The nanoflann library also defines an KDTreeEigenMatrixAdaptor. This class defines both dataset adaptor and index adaptor APIs. It provides a dataset adaptor for Eigen::Matrix and then internally creates an maintains a KDTreeSingleIndexAdaptor using itself as the dataset adaptor.

Query methods

There are two primary query methods provided by KDTree*Index*Adaptor classes (and via the exposed KDTreeEigenMatrixAdaptor::index pointer to a KDTreeSingleIndexAdaptor).

Size knnSearch(
    const ElementType* query_point, const Size num_closest,
    AccessorType* out_indices, DistanceType* out_distances_sq) const;

Size radiusSearch(
    const ElementType* query_point, const DistanceType& radius,
    std::vector<std::pair<AccessorType, DistanceType>>& IndicesDists,
    const SearchParams&                                 searchParams) const;

The knnSearch() finds the k-nearest neighbors (num_closest) of the query point and radiusSearch() finds neighbors withing the given distance.
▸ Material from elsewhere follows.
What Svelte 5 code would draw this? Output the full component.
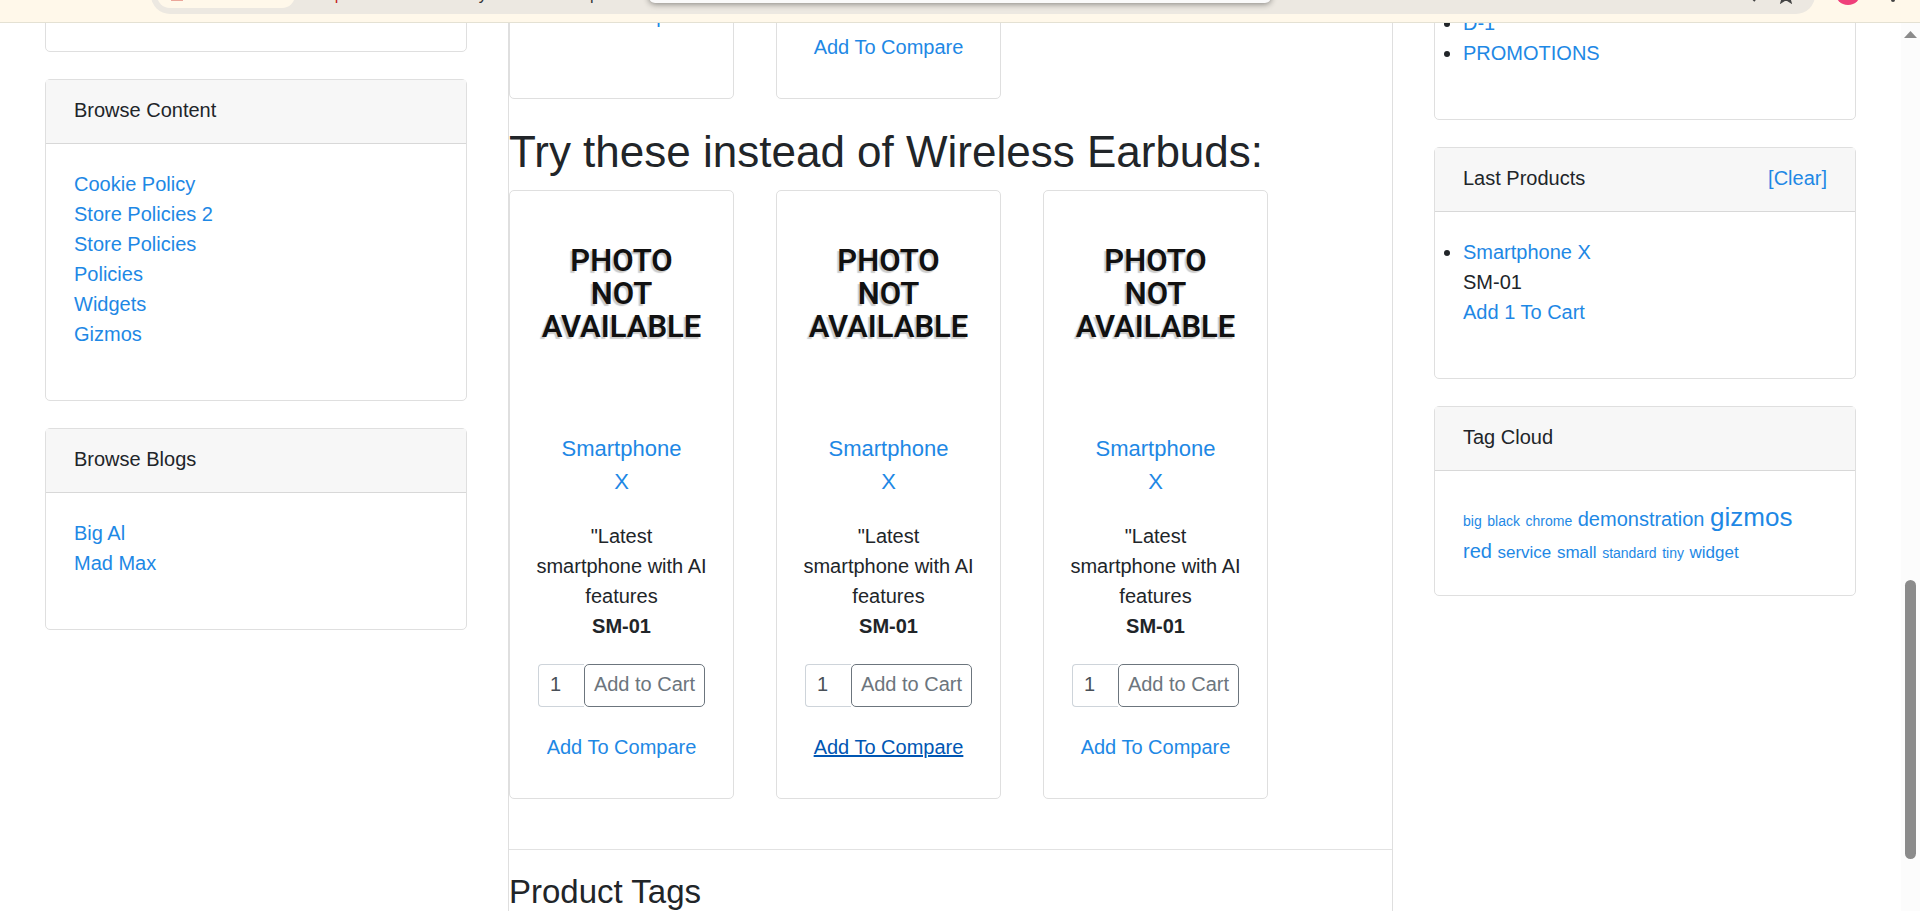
<script>
  const policies = ['Cookie Policy', 'Store Policies 2', 'Store Policies', 'Policies', 'Widgets', 'Gizmos'];
  const blogs = ['Big Al', 'Mad Max'];
  const products = [
    { id: 'a', hovered: false },
    { id: 'b', hovered: true },
    { id: 'c', hovered: false }
  ];
  const tags = [
    ['big', 'sm'], ['black', 'sm'], ['chrome', 'sm'], ['demonstration', 'lg'], ['gizmos', 'xl'],
    ['red', 'lg'], ['service', 'md'], ['small', 'md'], ['standard', 'sm'], ['tiny', 'sm'], ['widget', 'md']
  ];
  const scroll = { top: 62.7, size: 31.5 };
</script>

<div class="window">
  <header class="toolbar">
    <div class="address">
      <span class="chip">
        <svg width="12" height="12" viewBox="0 0 12 12"><path d="M6 1 11 11H1Z" fill="none" stroke="#e58a80" stroke-width="1.5" /></svg>
        Not secure
      </span>
      <span class="url"><span class="scheme">https</span>://latest.realitem.try/demo-market/product</span>
      <svg class="tool" width="18" height="18" viewBox="0 0 18 18"><path d="M11 3 5 9 11 15" fill="none" stroke="#444" stroke-width="2" /></svg>
      <svg class="tool" width="18" height="18" viewBox="0 0 18 18"><path d="M9 2l2 5 5 .4-4 3.4L13.5 16 9 13.200 4.500 16 6 10.800 2 7.400 7 7Z" fill="none" stroke="#444" stroke-width="2" /></svg>
    </div>
    <span class="avatar"></span>
    <span class="more"></span>
    <div class="popup"></div>
  </header>

  <div class="viewport">
    <div class="page">
      <aside class="column left">
        <section class="card stub"></section>
        <section class="card">
          <h2 class="card-head">Browse Content</h2>
          <ul class="links">
            {#each policies as name}<li><a href="#content">{name}</a></li>{/each}
          </ul>
        </section>
        <section class="card">
          <h2 class="card-head">Browse Blogs</h2>
          <ul class="links">
            {#each blogs as name}<li><a href="#blogs">{name}</a></li>{/each}
          </ul>
        </section>
      </aside>

      <main>
        <div class="products">
          <article class="card tail"><a href="#compare">Add To Compare</a></article>
          <article class="card tail late"><a href="#compare">Add To Compare</a></article>
        </div>
        <h1>Try these instead of Wireless Earbuds:</h1>
        <div class="products">
          {#each products as product (product.id)}
            <article class="card product">
              <div class="photo"><span>PHOTO</span><span>NOT</span><span>AVAILABLE</span></div>
              <a class="title" href="#product">Smartphone X</a>
              <p>"Latest<br />smartphone with AI<br />features<br /><strong>SM-01</strong></p>
              <form class="buy">
                <input type="text" value="1" aria-label="Quantity" />
                <button type="button">Add to Cart</button>
              </form>
              <a class:hovered={product.hovered} href="#compare">Add To Compare</a>
            </article>
          {/each}
        </div>
        <hr />
        <h2 class="section">Product Tags</h2>
      </main>

      <aside class="column right">
        <section class="card">
          <ul class="links bullets cut">
            <li><a href="#d1">D-1</a></li>
            <li><a href="#promotions">PROMOTIONS</a></li>
          </ul>
        </section>
        <section class="card">
          <h2 class="card-head">Last Products <a href="#clear">[Clear]</a></h2>
          <ul class="links bullets">
            <li><a href="#product">Smartphone X</a><br />SM-01<br /><a href="#cart">Add 1 To Cart</a></li>
          </ul>
        </section>
        <section class="card">
          <h2 class="card-head">Tag Cloud</h2>
          <div class="cloud">
            {#each tags as [name, size]}<a class={size} href="#tag">{name}</a>{' '}{/each}
          </div>
        </section>
      </aside>
    </div>
    <div class="track">
      <svg width="13" height="7" viewBox="0 0 13 7"><path d="M6.500 0 13 7H0Z" fill="#8b8b8b" /></svg>
      <div class="thumb" style="top: {scroll.top}%; height: {scroll.size}%"></div>
    </div>
  </div>
</div>

<style>
  :global(body) { margin: 0; overflow: hidden; }
  .window {
    height: 100vh;
    display: flex;
    flex-direction: column;
    overflow: hidden;
    background: #fff;
    color: #212529;
    font: 20px/30px "Liberation Sans", Arial, sans-serif;
  }
  .window * { box-sizing: border-box; }
  a { color: #1e88e5; text-decoration: none; }
  a:hover, a.hovered { color: #0056b3; text-decoration: underline; }

  .toolbar {
    position: relative;
    flex: none;
    height: 23px;
    display: flex;
    align-items: flex-start;
    overflow: hidden;
    background: #fff8ea;
    border-bottom: 1px solid #e4e1d3;
    padding: 0 25px 0 151px;
  }
  .address {
    flex: 1;
    height: 38px;
    margin-top: -24px;
    padding: 0 20px 0 6px;
    display: flex;
    align-items: center;
    border-radius: 19px;
    background: #ece8e1;
    font-size: 16px;
    line-height: 24px;
    color: #333;
  }
  .chip {
    display: flex;
    align-items: center;
    gap: 12px;
    width: 138px;
    height: 26px;
    padding-left: 14px;
    border-radius: 13px;
    background: #fff8ea;
    color: #e58a80;
  }
  .url { flex: 1; margin-left: 22px; }
  .scheme { color: #c5221f; }
  .tool { margin-left: 15px; }
  .avatar {
    width: 26px;
    height: 26px;
    margin: -21px 30px 0 20px;
    border-radius: 50%;
    background: #ef407b;
  }
  .more { width: 4px; height: 4px; margin-top: -2px; border-radius: 50%; background: #444; }
  .popup {
    position: absolute;
    top: -10px;
    left: 33.8%;
    width: 32.4%;
    height: 13px;
    border-radius: 6px;
    background: #fafafa;
    box-shadow: 0 1px 6px rgba(0, 0, 0, 0.45);
  }

  .viewport { flex: 1; min-height: 0; display: flex; overflow: hidden; }
  .page {
    flex: 1;
    display: grid;
    grid-template-columns: 422fr 885fr 422fr;
    gap: 41px;
    margin-top: -23px;
    padding: 0 45px;
  }
  .track { position: relative; width: 19px; padding: 8px 3px; background: #fcfcfc; }
  .track svg { display: block; }
  .thumb { position: absolute; left: 4px; width: 11px; border-radius: 6px; background: #8b8b8b; }

  .column { display: flex; flex-direction: column; gap: 27px; }
  .card { border: 1px solid #dfdfdf; border-radius: 5px; background: #fff; }
  .stub { height: 52px; }
  .card-head {
    display: flex;
    justify-content: space-between;
    margin: 0;
    padding: 15px 28px 18px;
    border-bottom: 1px solid #d8d8d8;
    background: #f7f7f7;
    font: inherit;
  }
  .links { margin: 0; padding: 25px 28px 51px; list-style: none; }
  .bullets { list-style: disc; }
  .cut { padding-top: 7px; }
  .cloud { padding: 31px 40px 27px 28px; }
  .sm { font-size: 14px; }
  .md { font-size: 17px; }
  .lg { font-size: 20px; }
  .xl { font-size: 26px; }

  main { border: solid #dfdfdf; border-width: 0 1px; }
  .products { display: grid; grid-template-columns: repeat(3, 225px); gap: 42px; }
  .tail { height: 99px; text-align: center; }
  .late { padding-top: 31px; }
  h1 { margin: 26px 0 11px; font-size: 44px; font-weight: 400; line-height: 54px; }
  .product {
    display: flex;
    flex-direction: column;
    align-items: center;
    padding: 28px 28px 36px;
    text-align: center;
  }
  .photo {
    height: 185px;
    margin-bottom: 28px;
    padding-top: 25px;
    color: #111;
    font: 600 31px/33px Roboto, sans-serif;
    text-shadow: -2px 2px 1px #ccc;
  }
  .photo span { display: block; }
  .title { width: 130px; font-size: 22px; line-height: 33px; }
  .product p { margin: 23px 0; white-space: nowrap; }
  .buy { display: flex; width: 100%; margin-bottom: 25px; }
  input {
    flex: 1;
    min-width: 0;
    height: 43px;
    padding: 0 11px 2px;
    border: 1px solid #ced4da;
    border-right-width: 0;
    border-radius: 4px 0 0 4px;
    background: #fff;
    color: #495057;
    font: inherit;
  }
  button {
    width: 121px;
    height: 43px;
    padding: 0 0 4px;
    border: 1px solid #6c757d;
    border-radius: 5px;
    background: #fff;
    color: #6c757d;
    font: inherit;
  }
  hr { margin: 50px 0 22px; border: 0; border-top: 1px solid #e2e2e2; }
  .section { margin: 0; font-size: 33px; font-weight: 400; line-height: 40px; }
</style>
The ElementType* query_point provides a point in the space as a C array. The type ElementType is the type of the point coordinates. The DistanceType is the type in which distances between points is expressed. These are set through the distance metric type and by default they are the same type.

The AccessorType is that of the index of a point in the point cloud. The SearchParams are a small bundle, presumably to tune the k-d tree.

Both of these rely on findNeighbors() method.

template <typename RESULTSET>
bool findNeighbors(
    RESULTSET& result, const ElementType* query_point,
    const SearchParams& searchParams) const;

The RESULTSET passed to findNeighbors() may be a KNNResultSet<DistanceType> for knnSearch() or a RadiusResultSet<DistanceType> for radiusSearch(). The only reason to call this directly instead of through the high level methods is if the result set provides additional required information that they do not.